On Mon, Jun 3, 2013 at 6:34 AM, Kevin Grittner <kgrittn@ymail.com> wrote:
Where I hit a nightmare scenario with an anti-wraparound autovacuum, personally, was after an upgrade using pg_dump piped to psql. At a high OLTP transaction load time (obviously the most likely time for it to kick in, because it is triggered by xid consumption), it started to READ AND REWRITE every heap page of every table. This overwhelmed the battery-backed write cache, causing a series of "freezes" for a few minutes at a time, raising a very large number of end-user complaints.
But this is only after autovacuum_vacuum_cost_delay was already changed to zero, right? It is hard to imagine the write cache being overwhelmed by the default setting, or even substantially more aggressive than the default but still not zero. Anti-wraparound vacuums should generate almost purely sequential writes (at least if only btree indexes exist), so they should clear very quickly.
> "I'll whack in some manual VACUUM cron jobs during low load maintenance > hours and hope that keeps the worst of the problem away, that's what > random forum posts on the Internet say to do". > -> "oh my, why did my DB just do an emergency shutdown?"
Yeah, I've seen exactly that sequence, and some variations on it quite often.

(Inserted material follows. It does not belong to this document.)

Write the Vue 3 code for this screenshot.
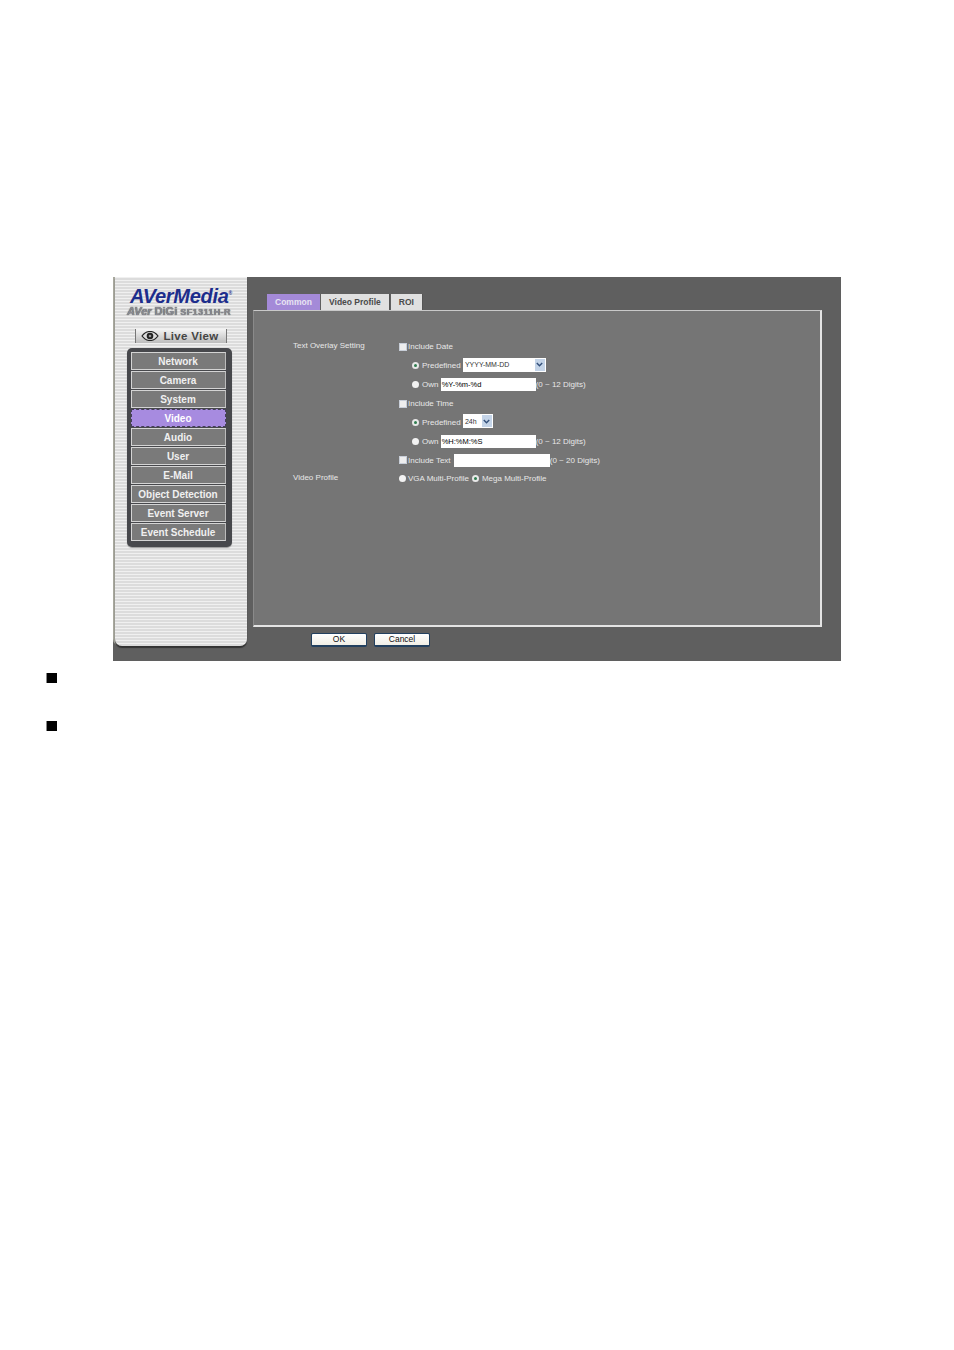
<script setup>
const menu = ['Network', 'Camera', 'System', 'Video', 'Audio', 'User', 'E-Mail', 'Object Detection', 'Event Server', 'Event Schedule']
const tabs = ['Common', 'Video Profile', 'ROI']
</script>

<template>
  <div class="page">
    <div class="shot">
      <aside class="sidebar">
        <div class="logo">AVerMedia<sup>®</sup></div>
        <div class="model"><i>AVer</i> DiGi <span>SF1311H-R</span></div>
        <div class="live">
          <svg width="18" height="10" viewBox="0 0 18 10">
            <path d="M1 5C4 1 6.500 .5 9 .5S14 1 17 5C14 9 11.500 9.500 9 9.500S4 9 1 5Z" fill="#ddd" stroke="#222" stroke-width="1.200" />
            <circle cx="9" cy="5" r="3.300" fill="#222" />
            <circle cx="9" cy="5" r="1.300" fill="#999" />
          </svg>
          <span>Live View</span>
        </div>
        <nav class="menu">
          <div v-for="item in menu" :key="item" class="menu-item" :class="{ active: item === 'Video' }">{{ item }}</div>
        </nav>
      </aside>

      <main class="content">
        <div class="tabs">
          <div v-for="tab in tabs" :key="tab" class="tab" :class="{ current: tab === 'Common' }">{{ tab }}</div>
        </div>
        <section class="panel">
          <div class="form">
            <div class="label">Text Overlay Setting</div>
            <div class="row"><span class="check"></span>Include Date</div>

            <div class="row sub"><span class="radio on"></span>Predefined <span class="select wide"><b>YYYY-MM-DD</b><em><svg width="7" height="5" viewBox="0 0 7 5"><path d="M.8 1 3.500 3.800 6.200 1" fill="none" stroke="#33507a" stroke-width="1.400" /></svg></em></span></div>
            <div class="row sub"><span class="radio"></span>Own <span class="input own">%Y-%m-%d</span>(0 ~ 12 Digits)</div>

            <div class="row"><span class="check"></span>Include Time</div>
            <div class="row sub"><span class="radio on"></span>Predefined <span class="select narrow"><b>24h</b><em><svg width="7" height="5" viewBox="0 0 7 5"><path d="M.8 1 3.500 3.800 6.200 1" fill="none" stroke="#33507a" stroke-width="1.400" /></svg></em></span></div>
            <div class="row sub"><span class="radio"></span>Own <span class="input own">%H:%M:%S</span>(0 ~ 12 Digits)</div>

            <div class="row"><span class="check"></span>Include Text <span class="input text"></span>(0 ~ 20 Digits)</div>

            <div class="label">Video Profile</div>
            <div class="row tight"><span class="radio"></span>VGA Multi-Profile<span class="radio on second"></span>Mega Multi-Profile</div>
          </div>
        </section>
        <div class="buttons">
          <button class="btn">OK</button>
          <button class="btn">Cancel</button>
        </div>
      </main>
    </div>

    <div class="bullet first"></div>
    <div class="bullet"></div>
  </div>
</template>

<style>
body {
  margin: 0;
  background: #fff;
}
</style>

<style scoped>
.page {
  height: 1350px;
  padding-top: 277px;
  box-sizing: border-box;
  font-family: "Liberation Sans", Arial, sans-serif;
}
.shot {
  width: 728px;
  height: 384px;
  margin-left: 113px;
  background: #5f5f5f;
  display: flex;
}
.sidebar {
  width: 132px;
  height: 369px;
  margin-left: 2px;
  box-sizing: border-box;
  padding-top: 10px;
  background: repeating-linear-gradient(#f0f0f0 0 1px, #dcdcdc 1px 3px);
  border-radius: 0 0 7px 7px;
  box-shadow: 0 2px 1px #333, -2px 0 0 #a8a89e;
  display: flex;
  flex-direction: column;
  align-items: center;
}
.logo {
  height: 19px;
  font-size: 20px;
  line-height: 19px;
  font-weight: bold;
  font-style: italic;
  color: #1c2d8c;
  white-space: nowrap;
  letter-spacing: -0.3px;
}
.logo sup {
  font-size: 5px;
  font-style: normal;
  line-height: 0;
}
.model {
  height: 11px;
  margin-right: 4px;
  font-size: 11px;
  line-height: 11px;
  font-weight: bold;
  color: #8a8a92;
  text-shadow: 0 0 1px #333;
  white-space: nowrap;
}
.model span {
  font-size: 9px;
  letter-spacing: .4px;
}
.live {
  width: 92px;
  height: 14px;
  margin-top: 12px;
  margin-right: 1px;
  box-sizing: border-box;
  padding-right: 2px;
  display: flex;
  align-items: center;
  justify-content: center;
  gap: 5px;
  font-size: 11.500px;
  font-weight: bold;
  color: #444;
  letter-spacing: .3px;
  background: linear-gradient(#f4f4f4, #bdbdbd);
  border-left: 1px solid #777;
  border-right: 1px solid #777;
}
.menu {
  width: 105px;
  height: 199px;
  margin-top: 5px;
  margin-right: 4px;
  box-sizing: border-box;
  padding: 4px 6px 0 4px;
  background: #47484c;
  border-radius: 5px;
  box-shadow: 0 1px 1px #999;
  display: flex;
  flex-direction: column;
  gap: 1px;
}
.menu-item {
  height: 18px;
  flex: none;
  box-sizing: border-box;
  border: 1px solid #d4d4d4;
  border-right-color: #bbb;
  background: #7a7a7a;
  color: #f0f0f0;
  font-size: 10px;
  font-weight: bold;
  line-height: 17px;
  text-align: center;
  white-space: nowrap;
}
.menu-item.active {
  background: #a78be0;
  border: 1px dashed #45405a;
  color: #fff;
}
.content {
  flex: 1;
  padding-left: 6px;
  padding-top: 17px;
  min-width: 0;
}
.tabs {
  display: flex;
  gap: 1px;
  margin-left: 14px;
  height: 16px;
}
.tab {
  box-sizing: border-box;
  height: 16px;
  padding: 0 8px;
  background: #e0e0e0;
  color: #4a4a4a;
  font-size: 8.500px;
  font-weight: bold;
  line-height: 17px;
  border-right: 1px solid #555;
  white-space: nowrap;
}
.tab.current {
  width: 53px;
  background: #a48ad8;
  color: #e8e4f2;
  border-right: 0;
}
.panel {
  width: 569px;
  height: 317px;
  box-sizing: border-box;
  background: #757575;
  border: 1px solid #c9c9c9;
  border-left-color: #8a8a8a;
  border-right: 2px solid #e4e4e4;
  border-bottom: 2px solid #e4e4e4;
  padding-top: 26px;
  padding-left: 39px;
  color: #e8e8e8;
  font-size: 8px;
}
.form {
  display: grid;
  grid-template-columns: 106px 1fr;
  grid-auto-rows: 18.860px;
}
.label {
  grid-column: 1;
  padding-top: 1.500px;
  line-height: 14px;
  white-space: nowrap;
}
.row {
  grid-column: 2;
  display: flex;
  align-items: center;
  white-space: pre;
  padding-top: 1px;
}
.row.sub {
  padding-left: 13px;
}
.check {
  width: 8px;
  height: 8px;
  flex: none;
  margin-right: 1px;
  background: #eeeeee;
  box-shadow: inset 0 0 0 1px #c8ced8;
}
.radio {
  width: 7px;
  height: 7px;
  flex: none;
  margin-right: 3px;
  border-radius: 50%;
  background: #f2f2f2;
}
.row.tight .radio {
  margin-right: 2px;
}
.radio.on {
  box-sizing: border-box;
  background: #2f7d4f;
  border: 2px solid #e8e8e8;
}
.row.tight .radio.second {
  margin-left: 3px;
  margin-right: 3px;
}
.select {
  height: 14px;
  margin-top: -2px;
  box-sizing: border-box;
  background: #fff;
  display: flex;
  align-items: center;
  justify-content: space-between;
  color: #333;
}
.select b {
  font-weight: normal;
  padding-left: 2px;
  font-size: 7px;
}
.select em {
  width: 10px;
  height: 12px;
  margin-right: 1px;
  background: #c4d4e8;
  display: flex;
  align-items: center;
  justify-content: center;
}
.select.wide {
  width: 83px;
}
.select.narrow {
  width: 30px;
}
.input {
  height: 13px;
  box-sizing: border-box;
  background: #fff;
  color: #000;
  font-size: 7.500px;
  line-height: 13px;
  padding-left: 1px;
}
.input.own {
  width: 95px;
}
.input.text {
  width: 96px;
  margin-left: 1px;
}
.buttons {
  display: flex;
  gap: 7px;
  margin-left: 58px;
  margin-top: 6px;
}
.btn {
  width: 56px;
  height: 14px;
  padding: 0;
  box-sizing: border-box;
  border: 1px solid #22405f;
  border-width: 1px 1px 2px;
  border-radius: 2px;
  background: linear-gradient(#ffffff, #f1efe6);
  color: #111;
  font-family: inherit;
  font-size: 8.500px;
  line-height: 11px;
}
.bullet {
  width: 10px;
  height: 10px;
  margin-left: 47px;
  margin-top: 38px;
  background: #000;
  box-shadow: -1px 0 0 #888;
}
.bullet.first {
  margin-top: 12px;
}
</style>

In fact, when I was first using PostgreSQL I got as far as "Maybe I didn't solve the autovacuum thing" but instead of "I'll just turn it off" my next step was "I wonder what would happen if I tried making it *more* aggressive so that it didn't have so much work to do each time it fired?" Of course, that vastly improved things. I have found it surprisingly difficult to convince other people to try that, though.
What is it you changed? Either a anti-wraparound happens, or it does not, so I'm not sure what you mean about making it more aggressive so there is less to do. It always has to do the whole thing. Was it the autovacuum_vacuum_scale_factor that you changed?